Are leadership videos effective for professional development?

Leadership videos are effective as part of a comprehensive development approach. Research supports multimedia learning for concept introduction and inspiration. However, videos alone cannot build skills—they must be combined with practice, feedback, and real-world application. Think of videos as catalysts that accelerate other development activities.

How long should leadership videos be for maximum impact?

Research suggests attention peaks around 10-18 minutes for single-topic videos. TED's 18-minute maximum reflects this finding. For deeper topics, series of shorter videos often outperform single long presentations. Match video length to content complexity and your available attention.

Where can I find quality leadership videos beyond TED?

Harvard Business Review, Stanford Business School, and major consulting firms publish quality content on YouTube.
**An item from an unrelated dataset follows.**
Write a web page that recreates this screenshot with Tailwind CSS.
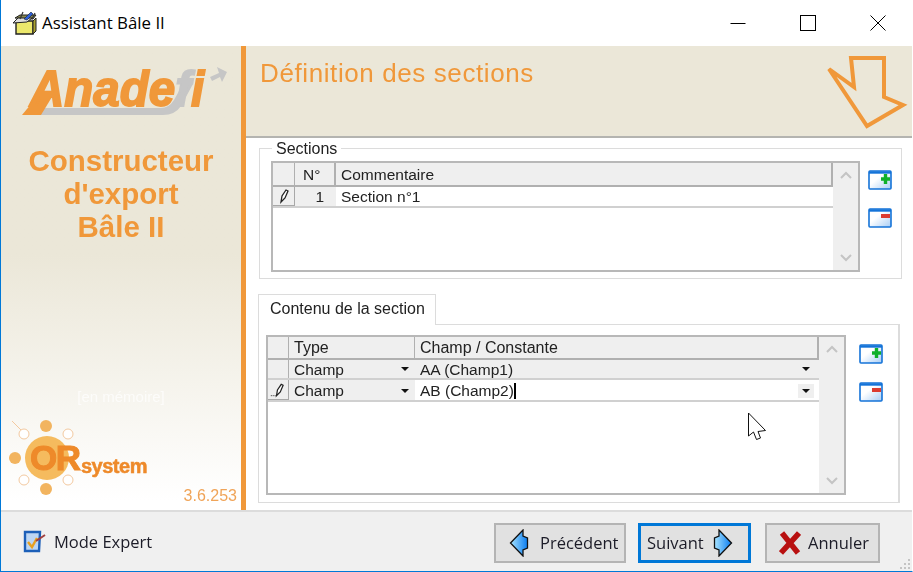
<!DOCTYPE html>
<html><head><meta charset="utf-8"><script src="https://cdn.jsdelivr.net/npm/@tailwindcss/browser@4"></script></head>
<body class="m-0 overflow-hidden">
<div class="relative w-[913px] h-[572px] bg-white flex flex-col border-l border-r border-b border-[#0078d7] border-r-white font-['Open_Sans',sans-serif] overflow-hidden">
  <!-- title bar -->
  <div class="h-[46px] flex items-center bg-white shrink-0">
    <svg class="ml-[11px] w-[26px] h-[26px]" viewBox="0 0 26 26">
      <path d="M3 8 L8 5 L24 5 L21 9 Z" fill="#8a8a50" stroke="#222" stroke-width="1"/>
      <path d="M4 11 H21 V24 H4 Z" fill="#ece86c" stroke="#222" stroke-width="1.4"/>
      <path d="M21 11 L24 8 V21 L21 24 Z" fill="#a8a030" stroke="#222" stroke-width="1"/>
      <path d="M1 13 L6 8 L20 8 L15 12 Z" fill="#dedede" stroke="#222" stroke-width="1"/>
      <path d="M12 9 L19 2 L21 4 L15 10 Z" fill="#2f5fd8" stroke="#123" stroke-width=".6"/>
      <path d="M8 9 L11 2 M20 9 L23 3" stroke="#333" stroke-width="1.2"/>
    </svg>
    <span class="ml-[4px] text-[16.85px] text-black leading-none">Assistant Bâle II</span>
    <div class="ml-auto flex items-center mr-[26px]">
      <svg class="w-[16px] h-[16px]" viewBox="0 0 16 16"><path d="M0.5 8.5 H15.5" stroke="#000"/></svg>
      <svg class="ml-[54px] w-[16px] h-[16px]" viewBox="0 0 16 16"><rect x=".5" y=".5" width="15" height="15" fill="none" stroke="#000"/></svg>
      <svg class="ml-[54px] w-[16px] h-[16px]" viewBox="0 0 16 16"><path d="M.5 .5 L15.5 15.5 M15.5 .5 L.5 15.5" stroke="#000"/></svg>
    </div>
  </div>

  <div class="flex h-[464px] shrink-0 [filter:blur(0.35px)]">
    <!-- left panel -->
    <div class="w-[240px] shrink-0 flex flex-col bg-gradient-to-b from-[#ebe7d8] from-[45%] to-white to-[98%] relative">
      <svg class="mt-[18px] w-[240px] h-[58px] block shrink-0" viewBox="0 0 240 58">
        <path d="M37 44 H160 Q168 44 173 36 L182 20 H192 L180 42 Q174 51 162 51 H37 Z" fill="#c6c6c6"/>
        <path d="M209 13 L218 9 L216 3 L226 8 L221 18 L219 13 L211 17 Z" fill="#c6c6c6"/>
        <path d="M21 51 L40 28 L54 28 L40 51 Z" fill="#f0983a"/>
        <text transform="translate(29,42) scale(0.95,1)" x="0" y="0" font-family="Liberation Sans" font-weight="700" font-style="italic" font-size="50" fill="#f0983a" stroke="#f0983a" stroke-width="1.8">Anade<tspan fill="#c6c6c6" stroke="#c6c6c6">f</tspan>i</text>
      </svg>
      <div class="mt-[22px] text-center font-['Liberation_Sans',sans-serif] font-bold text-[29.5px] leading-[33px] text-[#f0983a] shrink-0">Constructeur<br>d'export<br>Bâle II</div>
      <div class="mt-[145px] text-center font-['Liberation_Sans',sans-serif] text-[15px] leading-[18px] text-white/70 shrink-0">[en mémoire]</div>
      <div class="relative h-[104px] shrink-0">
        <svg class="w-[160px] h-[100px] block" viewBox="0 0 160 100">
          <g transform="translate(-1,-406)">
          <path d="M12 421 L22 431" stroke="#f3c9a0" stroke-width="1"/>
          <circle cx="46" cy="426" r="6" fill="#f2b45f"/><circle cx="46" cy="489" r="6" fill="#f2b45f"/><circle cx="15" cy="458" r="6" fill="#f2b45f"/>
          <circle cx="24" cy="434" r="5" fill="#fff" stroke="#f3c9a0"/><circle cx="68" cy="434" r="5" fill="#fff" stroke="#f3c9a0"/><circle cx="24" cy="480" r="5" fill="#fff" stroke="#f3c9a0"/><circle cx="68" cy="480" r="5" fill="#fff" stroke="#f3c9a0"/>
          <circle cx="47" cy="458" r="22" fill="#f5bb5e"/>
          <text x="30" y="470" font-family="Liberation Sans" font-weight="700" font-size="35" fill="#ee8a2a" stroke="#ee8a2a" stroke-width="1" letter-spacing="-1.5">OR</text>
          <text x="81" y="473" font-family="Liberation Sans" font-weight="700" font-size="20" fill="#ee8a2a" stroke="#ee8a2a" stroke-width=".5" letter-spacing="-.5">system</text>
          </g>
        </svg>
        <span class="absolute right-[4px] bottom-[5px] font-['Liberation_Sans',sans-serif] text-[16px] leading-[18px] text-[#f0a458]">3.6.253</span>
      </div>
    </div>
    <div class="w-[5px] shrink-0 bg-[#f0983a]"></div>

    <!-- right -->
    <div class="flex-1 flex flex-col bg-white min-w-0">
      <div class="h-[92px] shrink-0 bg-[#ebe7d8] border-b-2 border-[#b4b4b0] relative">
        <div class="pl-[14px] pt-[11px] font-['Liberation_Sans',sans-serif] text-[26px] leading-[32px] tracking-[0.6px] text-[#f0983a]">Définition des sections</div>
        <svg class="absolute right-[1px] top-[8px] w-[84px] h-[76px]" viewBox="0 0 84 76">
          <path d="M24 4 H57 V43 L76 51 L40 72 L2 15 L27 33 Z" fill="none" stroke="#f0983a" stroke-width="4"/>
        </svg>
      </div>
      <div class="flex-1 flex flex-col font-['Liberation_Sans',sans-serif] text-[15.5px] text-[#222]">
        <!-- sections group -->
        <div class="relative ml-[13px] mt-[10px] w-[643px] h-[131px] border border-[#dcdcdc] flex items-start">
          <span class="absolute left-[12px] -top-[9px] bg-white px-[4px] text-[16px] leading-[18px]">Sections</span>
          <div class="ml-[11px] mt-[12px] w-[589px] h-[111px] border-2 border-[#b8b8b8] flex">
            <div class="flex-1 min-w-0">
              <div class="flex h-[24px] bg-[#efefef] border-b-2 border-r-2 border-[#b0b0b0] leading-[24px]">
                <div class="w-[22px] border-r border-[#b0b0b0]"></div>
                <div class="w-[41px] pl-[8px] border-r-2 border-[#b0b0b0]">N°</div>
                <div class="pl-[5px]">Commentaire</div>
              </div>
              <div class="flex h-[21px] border-b-2 border-[#d0d0d0] leading-[20px]">
                <div class="w-[22px] bg-[#efefef] border-r border-b border-[#a8a8a8] flex items-center justify-center">
                  <svg class="w-[12px] h-[16px]" viewBox="0 0 12 16"><path d="M3 14 L4 8 L8 2 L10 3 L7 10 Z" fill="#fff" stroke="#222" stroke-width="1.3"/></svg>
                </div>
                <div class="w-[41px] bg-[#efefef] pr-[12px] text-right">1</div>
                <div class="pl-[5px]">Section n°1</div>
              </div>
            </div>
            <div class="w-[25px] bg-[#efefef] flex flex-col items-center justify-between py-[8px]">
              <svg class="w-[12px] h-[8px]" viewBox="0 0 12 8"><path d="M1 7 L6 2 L11 7" fill="none" stroke="#c4c4c4" stroke-width="2"/></svg>
              <svg class="w-[12px] h-[8px]" viewBox="0 0 12 8"><path d="M1 1 L6 6 L11 1" fill="none" stroke="#c4c4c4" stroke-width="2"/></svg>
            </div>
          </div>
          <div class="ml-[8px] mt-[21px] flex flex-col gap-[18px]">
            <svg class="w-[24px] h-[20px]" viewBox="0 0 24 20"><defs><linearGradient id="g" x1="0" y1="0" x2="1" y2="1"><stop offset=".4" stop-color="#fff"/><stop offset="1" stop-color="#a8cdf5"/></linearGradient></defs><rect x="1" y="1" width="22" height="18" rx="1" fill="url(#g)" stroke="#1473d8" stroke-width="1.6"/><path d="M1 2.5 H23" stroke="#1473d8" stroke-width="2.4"/><path d="M17.5 4 V14 M13 9 H22" stroke="#0fb02a" stroke-width="3.4"/></svg>
            <svg class="w-[24px] h-[20px]" viewBox="0 0 24 20"><rect x="1" y="1" width="22" height="18" rx="1" fill="url(#g)" stroke="#1473d8" stroke-width="1.6"/><path d="M1 2.5 H23" stroke="#1473d8" stroke-width="2.4"/><rect x="13" y="6" width="9" height="4" fill="#dc3c30"/></svg>
          </div>
        </div>

        <!-- tab -->
        <div class="ml-[12px] mt-[15px] relative z-10 w-[178px] h-[31px] border border-b-0 border-[#dcdcdc] bg-white pl-[11px] pt-[4px] text-[16px] leading-[20px]">Contenu de la section</div>
        <div class="ml-[12px] -mt-px w-[642px] h-[179px] border border-[#dcdcdc] border-r-2 flex items-start">
          <div class="ml-[7px] mt-[10px] w-[580px] h-[160px] border-2 border-[#b8b8b8] flex">
            <div class="flex-1 min-w-0">
              <div class="flex h-[23px] bg-[#efefef] border-b-2 border-r-2 border-[#b0b0b0] text-[16px] leading-[22px]">
                <div class="w-[21px] border-r border-[#b0b0b0]"></div>
                <div class="w-[126px] pl-[5px] border-r border-[#b0b0b0]">Type</div>
                <div class="pl-[5px]">Champ / Constante</div>
              </div>
              <div class="flex h-[20px] border-b-2 border-[#d0d0d0] leading-[19px] bg-[#efefef]">
                <div class="w-[21px] border-r border-[#b0b0b0]"></div>
                <div class="w-[126px] pl-[5px] pr-[6px] flex items-center justify-between">Champ<svg class="w-[8px] h-[4px]" viewBox="0 0 8 4"><path d="M0 0 H8 L4 4 Z" fill="#111"/></svg></div>
                <div class="flex-1 pl-[5px] pr-[9px] flex items-center justify-between">AA (Champ1)<svg class="w-[8px] h-[4px]" viewBox="0 0 8 4"><path d="M0 0 H8 L4 4 Z" fill="#111"/></svg></div>
              </div>
              <div class="flex h-[22px] border-b-2 border-[#d0d0d0] leading-[20px]">
                <div class="w-[21px] bg-[#efefef] border-r border-b border-[#a8a8a8] flex items-center justify-end pr-[3px]">
                  <svg class="w-[18px] h-[16px]" viewBox="0 0 18 16"><path d="M9 14 L10 8 L14 2 L16 3 L13 10 Z" fill="#fff" stroke="#222" stroke-width="1.3"/><path d="M3 14 H8" stroke="#222" stroke-dasharray="1 1"/></svg>
                </div>
                <div class="w-[126px] bg-[#efefef] pl-[5px] pr-[6px] pt-[1px] flex items-center justify-between">Champ<svg class="w-[8px] h-[4px]" viewBox="0 0 8 4"><path d="M0 0 H8 L4 4 Z" fill="#111"/></svg></div>
                <div class="flex-1 pl-[5px] pr-[5px] pt-[1px] flex items-center justify-between"><span class="flex items-center">AB (Champ2)<span class="w-[2px] h-[16px] bg-black"></span></span><span class="w-[16px] h-[14px] bg-[#efefef] flex items-center justify-center"><svg class="w-[8px] h-[4px]" viewBox="0 0 8 4"><path d="M0 0 H8 L4 4 Z" fill="#111"/></svg></span></div>
              </div>
            </div>
            <div class="w-[25px] bg-[#efefef] flex flex-col items-center justify-between py-[8px]">
              <svg class="w-[12px] h-[8px]" viewBox="0 0 12 8"><path d="M1 7 L6 2 L11 7" fill="none" stroke="#c4c4c4" stroke-width="2"/></svg>
              <svg class="w-[12px] h-[8px]" viewBox="0 0 12 8"><path d="M1 1 L6 6 L11 1" fill="none" stroke="#c4c4c4" stroke-width="2"/></svg>
            </div>
          </div>
          <div class="ml-[13px] mt-[19px] flex flex-col gap-[18px]">
            <svg class="w-[24px] h-[20px]" viewBox="0 0 24 20"><rect x="1" y="1" width="22" height="18" rx="1" fill="url(#g)" stroke="#1473d8" stroke-width="1.6"/><path d="M1 2.5 H23" stroke="#1473d8" stroke-width="2.4"/><path d="M17.5 4 V14 M13 9 H22" stroke="#0fb02a" stroke-width="3.4"/></svg>
            <svg class="w-[24px] h-[20px]" viewBox="0 0 24 20"><rect x="1" y="1" width="22" height="18" rx="1" fill="url(#g)" stroke="#1473d8" stroke-width="1.6"/><path d="M1 2.5 H23" stroke="#1473d8" stroke-width="2.4"/><rect x="13" y="6" width="9" height="4" fill="#dc3c30"/></svg>
          </div>
        </div>
      </div>
    </div>
  </div>

  <!-- footer -->
  <div class="flex-1 bg-[#f0f0f0] border-t-2 border-[#dcdcdc] flex items-center relative text-[16.5px] text-[#1c1c28] [filter:blur(0.3px)]">
    <svg class="ml-[21px] w-[26px] h-[26px]" viewBox="0 0 26 26">
      <path d="M3 3 H18 L17 22 H3 Z" fill="#bcd6f4" stroke="#1c5fb8" stroke-width="2.4"/>
      <path d="M6 13 L10 18 L15 9" fill="none" stroke="#e8a020" stroke-width="2.4"/>
      <path d="M14 12 L23 6" stroke="#a04040" stroke-width="2"/>
    </svg>
    <span class="ml-[6px] pt-[1px]">Mode Expert</span>
    <div class="ml-auto flex items-center mr-[32px] mt-[2px]">
      <div class="w-[132px] h-[40px] bg-[#e1e1e1] border-2 border-[#b4b4b4] flex items-center">
        <svg class="ml-[13px] w-[20px] h-[28px]" viewBox="0 0 20 28"><defs><linearGradient id="b" x1="0" y1="0" x2="1" y2="0"><stop offset="0" stop-color="#a8e4ff"/><stop offset="1" stop-color="#0a7cf0"/></linearGradient></defs><path d="M1.5 14 L14 1 V7 L18.5 9 V19 L14 21 V27 Z" fill="url(#b)" stroke="#111" stroke-width="1.3"/></svg>
        <span class="ml-[11px] pt-[1px]">Précédent</span>
      </div>
      <div class="ml-[12px] w-[113px] h-[40px] bg-[#e1e1e1] border-[3px] border-[#0078d7] flex items-center">
        <span class="ml-[6px] pt-[1px]">Suivant</span>
        <svg class="ml-[9px] w-[20px] h-[28px]" viewBox="0 0 20 28"><path d="M18.5 14 L6 1 V7 L1.5 9 V19 L6 21 V27 Z" fill="url(#b)" stroke="#111" stroke-width="1.3"/></svg>
      </div>
      <div class="ml-[14px] w-[115px] h-[40px] bg-[#e1e1e1] border-2 border-[#b4b4b4] flex items-center">
        <svg class="ml-[12px] w-[22px] h-[24px]" viewBox="0 0 22 24"><path d="M3 2 L19 22 M20 2 L2 22" stroke="#b81010" stroke-width="5.5"/></svg>
        <span class="ml-[7px] pt-[1px]">Annuler</span>
      </div>
    </div>
    <svg class="absolute right-[0px] bottom-0 w-[12px] h-[12px]" viewBox="0 0 12 12"><g fill="#c4c4c4"><rect x="8" y="0" width="2" height="2"/><rect x="4" y="4" width="2" height="2"/><rect x="8" y="4" width="2" height="2"/><rect x="0" y="8" width="2" height="2"/><rect x="4" y="8" width="2" height="2"/><rect x="8" y="8" width="2" height="2"/></g></svg>
  </div>

  <!-- mouse cursor -->
  <svg class="absolute left-[746px] top-[412px] w-[20px] h-[29px]" viewBox="0 0 20 29"><path d="M1.5 1 V24 L6.5 20 L9.5 27.5 L13.5 26 L11 19.5 L18.5 18.5 Z" fill="#fff" stroke="#111" stroke-width="1"/></svg>
</div>
</body></html>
LinkedIn Learning and Coursera offer structured programmes. Individual thought leaders like Simon Sinek, Brené Brown, and Adam Grant maintain channels with extended content. Always evaluate source credibility before investing significant time.

How often should I watch leadership videos?

A sustainable practice involves 20-30 minutes weekly of focused viewing combined with reflection and application. Binge-watching provides entertainment but limited development value. Quality of engagement matters more than quantity of content consumed.

Can leadership videos replace leadership training programmes?

Videos cannot fully replace structured programmes that include practice, feedback, and cohort interaction. However, videos can supplement formal training, prepare participants before programmes, reinforce concepts afterward, and provide ongoing development between structured experiences. They work best as components within broader development architectures.